***** DATA EXCERPT

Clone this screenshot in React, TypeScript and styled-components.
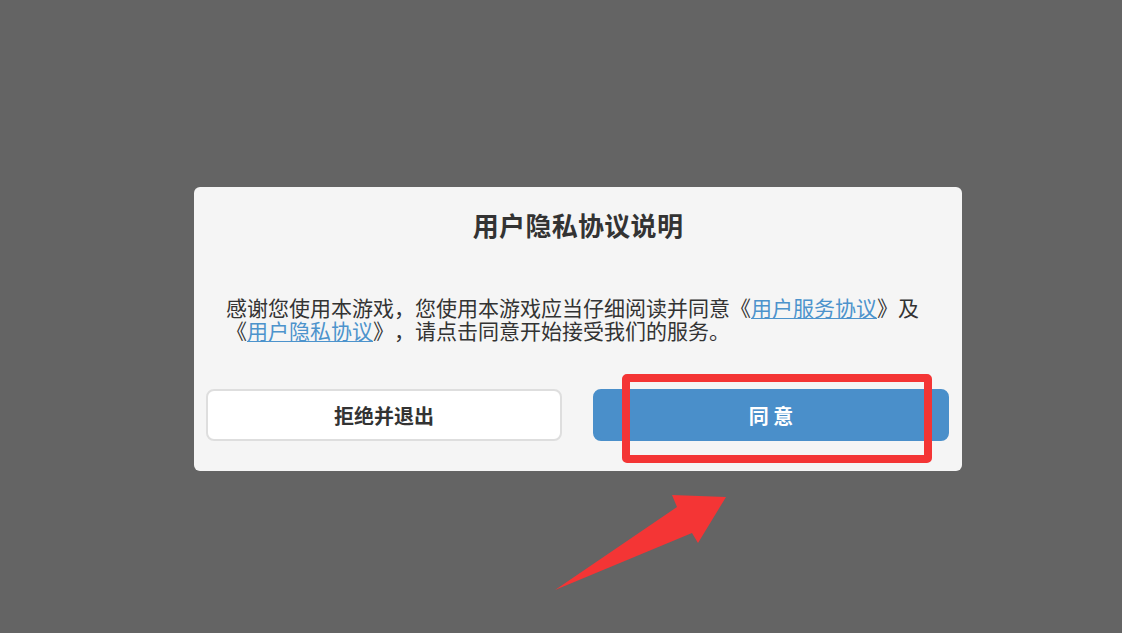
import React from 'react';
import styled, { createGlobalStyle } from 'styled-components';

const GlobalStyle = createGlobalStyle`
    html, body {
        margin: 0;
        padding: 0;
        background: #646464;
        font-family: "Noto Sans CJK SC", "Noto Sans", sans-serif;
        text-spacing-trim: space-all;
    }
`;

const Page = styled.div`
    position: relative;
    width: 1122px;
    height: 633px;
    padding: 187px 0 0 194px;
    box-sizing: border-box;
    overflow: hidden;
`;

const Dialog = styled.div`
    position: relative;
    width: 768px;
    height: 284px;
    box-sizing: border-box;
    background: #f5f5f5;
    border-radius: 6px;
    display: flex;
    flex-direction: column;
`;

const Title = styled.h2`
    margin: 0;
    padding-top: 20px;
    font-size: 26px;
    line-height: 36px;
    font-weight: 700;
    color: #333;
    text-align: center;
    letter-spacing: 0.3px;
`;

const Content = styled.p`
    margin: 53px 0 0 0;
    padding: 0 32px;
    font-size: 21px;
    line-height: 23px;
    color: #333;
`;

const Link = styled.a`
    color: #4c93cc;
    text-decoration: underline;
    text-underline-offset: 2px;
    text-decoration-thickness: 1px;
`;

const Actions = styled.div`
    margin-top: auto;
    padding: 0 13px 30px 12px;
    display: flex;
    gap: 31px;
`;

const Button = styled.button<{ $primary?: boolean }>`
    flex: 1;
    height: 52px;
    border-radius: 8px;
    border: 2px solid ${p => (p.$primary ? '#4a8fca' : '#dedede')};
    background: ${p => (p.$primary ? '#4a8fca' : '#ffffff')};
    color: ${p => (p.$primary ? '#ffffff' : '#333333')};
    font-family: inherit;
    font-size: 20px;
    font-weight: 700;
    cursor: pointer;
`;

const Highlight = styled.div`
    position: absolute;
    left: 428px;
    top: 187px;
    width: 310px;
    height: 89px;
    box-sizing: border-box;
    border: 8px solid #f43535;
    border-radius: 5px;
    pointer-events: none;
`;

const Arrow = styled.svg`
    position: absolute;
    left: 540px;
    top: 485px;
`;

const App = () => {
    return (
        <>
            <GlobalStyle />
            <Page>
                <Dialog>
                    <Title>用户隐私协议说明</Title>
                    <Content>
                        感谢您使用本游戏，您使用本游戏应当仔细阅读并同意《<Link>用户服务协议</Link>》及《<Link>用户隐私协议</Link>》，请点击同意开始接受我们的服务。
                    </Content>
                    <Actions>
                        <Button>拒绝并退出</Button>
                        <Button $primary>同 意</Button>
                    </Actions>
                    <Highlight />
                </Dialog>
                <Arrow width="200" height="115" viewBox="540 485 200 115">
                    <polygon points="555,590 677,507 672,495 726,497 698,543 692,533" fill="#f43535" />
                </Arrow>
            </Page>
        </>
    );
};

export default App;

**********

_EXERCISE TASK_
The data above needs to be retyped exactly, with the images left out.

_REPLY TO THE TASK_
Clone this screenshot in React, TypeScript and styled-components.
import React from 'react';
import styled, { createGlobalStyle } from 'styled-components';

const GlobalStyle = createGlobalStyle`
    html, body {
        margin: 0;
        padding: 0;
        background: #646464;
        font-family: "Noto Sans CJK SC", "Noto Sans", sans-serif;
        text-spacing-trim: space-all;
    }
`;

const Page = styled.div`
    position: relative;
    width: 1122px;
    height: 633px;
    padding: 187px 0 0 194px;
    box-sizing: border-box;
    overflow: hidden;
`;

const Dialog = styled.div`
    position: relative;
    width: 768px;
    height: 284px;
    box-sizing: border-box;
    background: #f5f5f5;
    border-radius: 6px;
    display: flex;
    flex-direction: column;
`;

const Title = styled.h2`
    margin: 0;
    padding-top: 20px;
    font-size: 26px;
    line-height: 36px;
    font-weight: 700;
    color: #333;
    text-align: center;
    letter-spacing: 0.3px;
`;

const Content = styled.p`
    margin: 53px 0 0 0;
    padding: 0 32px;
    font-size: 21px;
    line-height: 23px;
    color: #333;
`;

const Link = styled.a`
    color: #4c93cc;
    text-decoration: underline;
    text-underline-offset: 2px;
    text-decoration-thickness: 1px;
`;

const Actions = styled.div`
    margin-top: auto;
    padding: 0 13px 30px 12px;
    display: flex;
    gap: 31px;
`;

const Button = styled.button<{ $primary?: boolean }>`
    flex: 1;
    height: 52px;
    border-radius: 8px;
    border: 2px solid ${p => (p.$primary ? '#4a8fca' : '#dedede')};
    background: ${p => (p.$primary ? '#4a8fca' : '#ffffff')};
    color: ${p => (p.$primary ? '#ffffff' : '#333333')};
    font-family: inherit;
    font-size: 20px;
    font-weight: 700;
    cursor: pointer;
`;

const Highlight = styled.div`
    position: absolute;
    left: 428px;
    top: 187px;
    width: 310px;
    height: 89px;
    box-sizing: border-box;
    border: 8px solid #f43535;
    border-radius: 5px;
    pointer-events: none;
`;

const Arrow = styled.svg`
    position: absolute;
    left: 540px;
    top: 485px;
`;

const App = () => {
    return (
        <>
            <GlobalStyle />
            <Page>
                <Dialog>
                    <Title>用户隐私协议说明</Title>
                    <Content>
                        感谢您使用本游戏，您使用本游戏应当仔细阅读并同意《<Link>用户服务协议</Link>》及《<Link>用户隐私协议</Link>》，请点击同意开始接受我们的服务。
                    </Content>
                    <Actions>
                        <Button>拒绝并退出</Button>
                        <Button $primary>同 意</Button>
                    </Actions>
                    <Highlight />
                </Dialog>
                <Arrow width="200" height="115" viewBox="540 485 200 115">
                    <polygon points="555,590 677,507 672,495 726,497 698,543 692,533" fill="#f43535" />
                </Arrow>
            </Page>
        </>
    );
};

export default App;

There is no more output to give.